キリンホールディングス(HD)は18日、機能性素材「プラズマ乳酸菌」を使ったワクチンで経鼻接種から感染防御効果を非臨床試験で確認したと発表した。国立感染症研究所との共同研究で、国の公募事業にも選ばれている。キリンHDは自然免疫の機能を高めるプラズマ乳酸菌の特徴を生かし、今後は臨床試験なども踏まえ、ワクチン開発を目指す。
国のワクチン開発の司令塔である先進的研究開発戦略センター(SCARDA)の公募事業で、キリンHDと感染研の共同研究は3月に採択された。助成期間は2026年1月まで。これまでプラズマ乳酸菌に新型コロナウイルスの増殖を抑える働きがあることは確認されていた。

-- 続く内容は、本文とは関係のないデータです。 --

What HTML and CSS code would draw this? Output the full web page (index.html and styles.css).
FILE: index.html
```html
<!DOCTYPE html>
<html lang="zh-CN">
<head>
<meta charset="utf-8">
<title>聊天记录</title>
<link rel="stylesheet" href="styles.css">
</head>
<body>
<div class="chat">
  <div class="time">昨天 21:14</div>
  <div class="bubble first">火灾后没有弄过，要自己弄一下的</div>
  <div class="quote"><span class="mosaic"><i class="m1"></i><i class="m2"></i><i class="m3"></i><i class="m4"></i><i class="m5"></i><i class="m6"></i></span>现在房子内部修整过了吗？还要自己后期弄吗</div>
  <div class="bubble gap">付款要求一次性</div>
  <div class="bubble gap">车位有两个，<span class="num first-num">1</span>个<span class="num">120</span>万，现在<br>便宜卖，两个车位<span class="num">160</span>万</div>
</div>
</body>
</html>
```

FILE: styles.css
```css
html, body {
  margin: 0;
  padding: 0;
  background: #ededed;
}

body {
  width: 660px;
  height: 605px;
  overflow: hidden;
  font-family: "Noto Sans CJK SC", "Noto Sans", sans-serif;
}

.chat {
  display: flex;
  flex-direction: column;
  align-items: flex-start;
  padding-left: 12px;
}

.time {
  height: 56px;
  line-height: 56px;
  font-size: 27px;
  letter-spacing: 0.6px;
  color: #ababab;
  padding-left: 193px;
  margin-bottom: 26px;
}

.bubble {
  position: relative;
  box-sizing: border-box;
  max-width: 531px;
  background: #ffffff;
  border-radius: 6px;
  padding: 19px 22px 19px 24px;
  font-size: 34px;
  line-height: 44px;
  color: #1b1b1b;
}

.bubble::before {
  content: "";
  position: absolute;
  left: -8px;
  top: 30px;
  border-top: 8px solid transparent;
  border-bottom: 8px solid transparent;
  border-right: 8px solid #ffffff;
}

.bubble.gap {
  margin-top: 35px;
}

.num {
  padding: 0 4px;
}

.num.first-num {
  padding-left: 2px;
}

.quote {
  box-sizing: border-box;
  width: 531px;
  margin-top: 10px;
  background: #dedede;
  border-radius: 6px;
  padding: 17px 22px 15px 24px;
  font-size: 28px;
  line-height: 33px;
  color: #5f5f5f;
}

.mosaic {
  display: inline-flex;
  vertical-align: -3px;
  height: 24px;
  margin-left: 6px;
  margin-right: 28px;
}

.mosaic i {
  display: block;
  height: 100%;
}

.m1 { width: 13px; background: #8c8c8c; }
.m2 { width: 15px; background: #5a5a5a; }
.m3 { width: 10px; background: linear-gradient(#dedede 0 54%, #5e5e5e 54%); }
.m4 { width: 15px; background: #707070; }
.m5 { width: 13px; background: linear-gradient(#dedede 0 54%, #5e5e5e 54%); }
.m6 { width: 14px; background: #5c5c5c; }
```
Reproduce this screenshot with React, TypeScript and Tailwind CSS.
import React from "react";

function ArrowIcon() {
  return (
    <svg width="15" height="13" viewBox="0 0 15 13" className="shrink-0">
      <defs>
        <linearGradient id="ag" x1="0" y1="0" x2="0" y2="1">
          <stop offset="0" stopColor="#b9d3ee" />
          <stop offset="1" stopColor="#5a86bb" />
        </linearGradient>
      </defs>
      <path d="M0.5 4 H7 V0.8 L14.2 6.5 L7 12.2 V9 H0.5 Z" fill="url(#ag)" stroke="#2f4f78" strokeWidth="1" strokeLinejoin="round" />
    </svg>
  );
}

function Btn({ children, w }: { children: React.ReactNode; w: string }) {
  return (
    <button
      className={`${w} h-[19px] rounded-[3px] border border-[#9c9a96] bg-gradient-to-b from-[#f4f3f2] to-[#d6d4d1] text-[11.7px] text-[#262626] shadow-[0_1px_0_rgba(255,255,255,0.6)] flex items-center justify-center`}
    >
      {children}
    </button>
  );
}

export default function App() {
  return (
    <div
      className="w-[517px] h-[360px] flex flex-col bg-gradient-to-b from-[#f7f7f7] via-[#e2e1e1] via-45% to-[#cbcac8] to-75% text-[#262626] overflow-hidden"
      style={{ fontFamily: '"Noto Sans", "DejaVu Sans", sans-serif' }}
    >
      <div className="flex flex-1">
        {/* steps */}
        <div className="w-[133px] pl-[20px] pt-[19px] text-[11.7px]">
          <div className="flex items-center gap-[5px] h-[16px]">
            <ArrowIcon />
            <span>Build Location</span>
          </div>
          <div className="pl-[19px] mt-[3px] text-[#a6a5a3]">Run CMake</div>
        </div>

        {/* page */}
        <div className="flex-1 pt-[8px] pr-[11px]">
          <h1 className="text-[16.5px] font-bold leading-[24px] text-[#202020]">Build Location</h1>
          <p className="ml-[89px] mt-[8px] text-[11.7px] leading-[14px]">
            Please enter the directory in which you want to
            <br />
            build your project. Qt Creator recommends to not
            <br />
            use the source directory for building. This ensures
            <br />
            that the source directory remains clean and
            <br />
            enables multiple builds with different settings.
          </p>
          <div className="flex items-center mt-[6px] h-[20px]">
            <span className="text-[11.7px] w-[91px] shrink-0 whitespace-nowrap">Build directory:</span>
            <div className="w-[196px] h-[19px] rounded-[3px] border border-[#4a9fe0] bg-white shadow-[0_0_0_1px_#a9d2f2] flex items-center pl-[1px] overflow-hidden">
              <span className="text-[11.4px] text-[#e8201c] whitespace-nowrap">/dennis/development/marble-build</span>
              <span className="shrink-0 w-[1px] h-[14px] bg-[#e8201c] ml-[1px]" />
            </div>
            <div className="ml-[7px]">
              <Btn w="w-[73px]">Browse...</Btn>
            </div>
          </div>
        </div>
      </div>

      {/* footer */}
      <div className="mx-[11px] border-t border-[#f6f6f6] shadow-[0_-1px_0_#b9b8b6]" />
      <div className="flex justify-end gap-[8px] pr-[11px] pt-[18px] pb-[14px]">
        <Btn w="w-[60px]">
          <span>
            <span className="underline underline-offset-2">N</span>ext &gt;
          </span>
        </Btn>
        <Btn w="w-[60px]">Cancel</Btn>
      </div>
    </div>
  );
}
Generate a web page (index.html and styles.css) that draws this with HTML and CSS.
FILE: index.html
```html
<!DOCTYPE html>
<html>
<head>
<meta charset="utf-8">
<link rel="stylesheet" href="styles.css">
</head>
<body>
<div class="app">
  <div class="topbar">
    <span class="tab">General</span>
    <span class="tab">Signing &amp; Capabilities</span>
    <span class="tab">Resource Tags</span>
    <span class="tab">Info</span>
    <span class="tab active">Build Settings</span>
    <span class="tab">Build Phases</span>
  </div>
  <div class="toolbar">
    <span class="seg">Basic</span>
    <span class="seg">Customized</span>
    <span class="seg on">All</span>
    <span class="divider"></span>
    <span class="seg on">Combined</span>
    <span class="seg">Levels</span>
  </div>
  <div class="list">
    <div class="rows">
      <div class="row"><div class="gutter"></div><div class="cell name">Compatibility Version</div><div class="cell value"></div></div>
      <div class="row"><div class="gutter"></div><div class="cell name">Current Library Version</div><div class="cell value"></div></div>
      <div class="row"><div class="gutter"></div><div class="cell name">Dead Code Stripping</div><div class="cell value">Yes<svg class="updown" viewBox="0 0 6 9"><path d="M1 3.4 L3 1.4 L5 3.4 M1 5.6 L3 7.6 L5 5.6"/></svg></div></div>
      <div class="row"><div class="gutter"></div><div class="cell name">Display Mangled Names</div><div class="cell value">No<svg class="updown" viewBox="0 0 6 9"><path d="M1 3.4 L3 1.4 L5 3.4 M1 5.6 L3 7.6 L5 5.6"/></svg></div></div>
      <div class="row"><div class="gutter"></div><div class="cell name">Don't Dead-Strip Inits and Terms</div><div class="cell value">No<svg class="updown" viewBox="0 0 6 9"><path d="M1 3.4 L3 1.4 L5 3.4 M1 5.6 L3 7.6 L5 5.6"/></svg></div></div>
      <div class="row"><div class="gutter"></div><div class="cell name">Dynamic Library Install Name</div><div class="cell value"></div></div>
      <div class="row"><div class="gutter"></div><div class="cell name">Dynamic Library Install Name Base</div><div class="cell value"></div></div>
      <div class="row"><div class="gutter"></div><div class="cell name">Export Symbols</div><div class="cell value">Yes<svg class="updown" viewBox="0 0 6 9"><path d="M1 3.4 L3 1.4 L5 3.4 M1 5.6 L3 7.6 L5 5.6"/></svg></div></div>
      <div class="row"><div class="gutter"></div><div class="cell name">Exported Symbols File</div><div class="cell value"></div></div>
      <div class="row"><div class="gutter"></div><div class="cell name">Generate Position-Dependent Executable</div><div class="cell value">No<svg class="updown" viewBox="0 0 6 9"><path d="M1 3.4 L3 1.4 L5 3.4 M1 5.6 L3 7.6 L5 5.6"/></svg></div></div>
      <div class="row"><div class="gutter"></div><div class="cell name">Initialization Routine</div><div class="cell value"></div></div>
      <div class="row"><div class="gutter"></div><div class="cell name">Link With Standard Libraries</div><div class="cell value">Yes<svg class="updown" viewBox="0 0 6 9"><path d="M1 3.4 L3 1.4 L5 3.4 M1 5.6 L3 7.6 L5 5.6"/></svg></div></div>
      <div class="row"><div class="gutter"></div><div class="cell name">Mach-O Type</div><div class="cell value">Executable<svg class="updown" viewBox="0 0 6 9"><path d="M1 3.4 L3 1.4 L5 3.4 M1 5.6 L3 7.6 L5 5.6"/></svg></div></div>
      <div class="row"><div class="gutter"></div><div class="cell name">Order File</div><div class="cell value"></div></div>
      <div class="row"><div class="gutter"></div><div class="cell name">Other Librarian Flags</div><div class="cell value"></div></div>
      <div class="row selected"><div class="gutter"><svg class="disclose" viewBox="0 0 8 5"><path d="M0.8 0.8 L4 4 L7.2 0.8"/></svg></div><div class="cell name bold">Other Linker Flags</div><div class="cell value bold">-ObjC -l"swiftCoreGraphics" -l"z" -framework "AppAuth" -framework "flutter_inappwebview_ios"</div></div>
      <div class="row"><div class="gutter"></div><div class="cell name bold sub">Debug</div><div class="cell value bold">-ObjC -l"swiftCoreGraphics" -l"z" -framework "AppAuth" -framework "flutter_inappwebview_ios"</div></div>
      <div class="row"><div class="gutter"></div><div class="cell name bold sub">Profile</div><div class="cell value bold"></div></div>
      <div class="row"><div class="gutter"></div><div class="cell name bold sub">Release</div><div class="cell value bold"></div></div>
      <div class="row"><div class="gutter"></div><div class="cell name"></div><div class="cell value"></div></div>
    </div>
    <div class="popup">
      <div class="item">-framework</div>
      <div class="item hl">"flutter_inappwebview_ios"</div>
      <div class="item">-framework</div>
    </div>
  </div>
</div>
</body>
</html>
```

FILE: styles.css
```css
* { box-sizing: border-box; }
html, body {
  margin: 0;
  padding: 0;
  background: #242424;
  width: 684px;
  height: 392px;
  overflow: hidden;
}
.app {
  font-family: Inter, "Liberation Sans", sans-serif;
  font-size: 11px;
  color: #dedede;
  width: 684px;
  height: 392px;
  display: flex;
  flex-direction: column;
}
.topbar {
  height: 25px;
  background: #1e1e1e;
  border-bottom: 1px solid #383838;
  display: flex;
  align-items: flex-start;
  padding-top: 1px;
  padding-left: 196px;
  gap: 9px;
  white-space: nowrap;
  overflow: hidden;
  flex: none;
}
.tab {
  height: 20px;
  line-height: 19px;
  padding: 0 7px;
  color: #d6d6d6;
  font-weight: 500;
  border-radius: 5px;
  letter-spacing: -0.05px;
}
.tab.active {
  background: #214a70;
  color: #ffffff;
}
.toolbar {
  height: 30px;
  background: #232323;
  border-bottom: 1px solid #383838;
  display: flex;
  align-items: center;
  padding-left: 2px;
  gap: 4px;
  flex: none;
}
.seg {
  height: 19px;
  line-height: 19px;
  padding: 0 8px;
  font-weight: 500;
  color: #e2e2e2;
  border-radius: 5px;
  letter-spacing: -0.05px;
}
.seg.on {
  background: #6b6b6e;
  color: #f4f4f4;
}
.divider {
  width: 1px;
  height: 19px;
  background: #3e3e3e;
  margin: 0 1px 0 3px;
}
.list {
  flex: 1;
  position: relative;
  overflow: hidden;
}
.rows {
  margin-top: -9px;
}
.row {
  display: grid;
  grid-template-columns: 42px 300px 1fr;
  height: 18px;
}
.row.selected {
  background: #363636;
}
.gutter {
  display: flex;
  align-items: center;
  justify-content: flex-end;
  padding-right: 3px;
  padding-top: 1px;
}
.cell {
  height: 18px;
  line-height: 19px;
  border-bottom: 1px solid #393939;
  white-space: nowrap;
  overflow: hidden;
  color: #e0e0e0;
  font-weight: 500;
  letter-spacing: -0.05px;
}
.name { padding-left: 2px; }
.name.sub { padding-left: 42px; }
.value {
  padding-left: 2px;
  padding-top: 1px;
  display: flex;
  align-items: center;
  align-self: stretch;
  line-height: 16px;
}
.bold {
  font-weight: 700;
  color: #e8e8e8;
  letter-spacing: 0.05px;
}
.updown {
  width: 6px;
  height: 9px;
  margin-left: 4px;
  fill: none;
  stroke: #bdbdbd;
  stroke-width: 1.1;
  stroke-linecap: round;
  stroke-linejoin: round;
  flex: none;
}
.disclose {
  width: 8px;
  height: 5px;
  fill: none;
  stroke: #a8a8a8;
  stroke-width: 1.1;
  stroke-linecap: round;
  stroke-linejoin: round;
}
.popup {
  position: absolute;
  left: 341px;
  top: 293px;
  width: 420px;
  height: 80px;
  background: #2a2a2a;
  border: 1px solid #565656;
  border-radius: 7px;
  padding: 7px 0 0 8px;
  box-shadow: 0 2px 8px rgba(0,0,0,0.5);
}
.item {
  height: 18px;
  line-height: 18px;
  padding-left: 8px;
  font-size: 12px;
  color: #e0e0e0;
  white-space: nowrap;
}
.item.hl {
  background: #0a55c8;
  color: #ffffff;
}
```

今回は新たにワクチンを鼻から投与することで新型コロナウイルスやインフルエンザウイルスの感染を防ぐための免疫細胞の増加やウイルス増殖の抑制が確認されたという。経鼻型は気道粘膜に直接作用するため、呼吸器ウイルスが感染しやすい上気道での免疫応答を強化する効果も期待できる。
今後は投与濃度や頻度などを非臨床試験で確認し、臨床試験の実施を目指す。
プラズマ乳酸菌はキリンHDの独自素材。免疫の司令塔にあたる「プラズマサイトイド樹状細胞」に作用し、免疫細胞全体を活性化する機能があるとされる。機能性表示食品の原料として飲料やサプリメントにも使われている。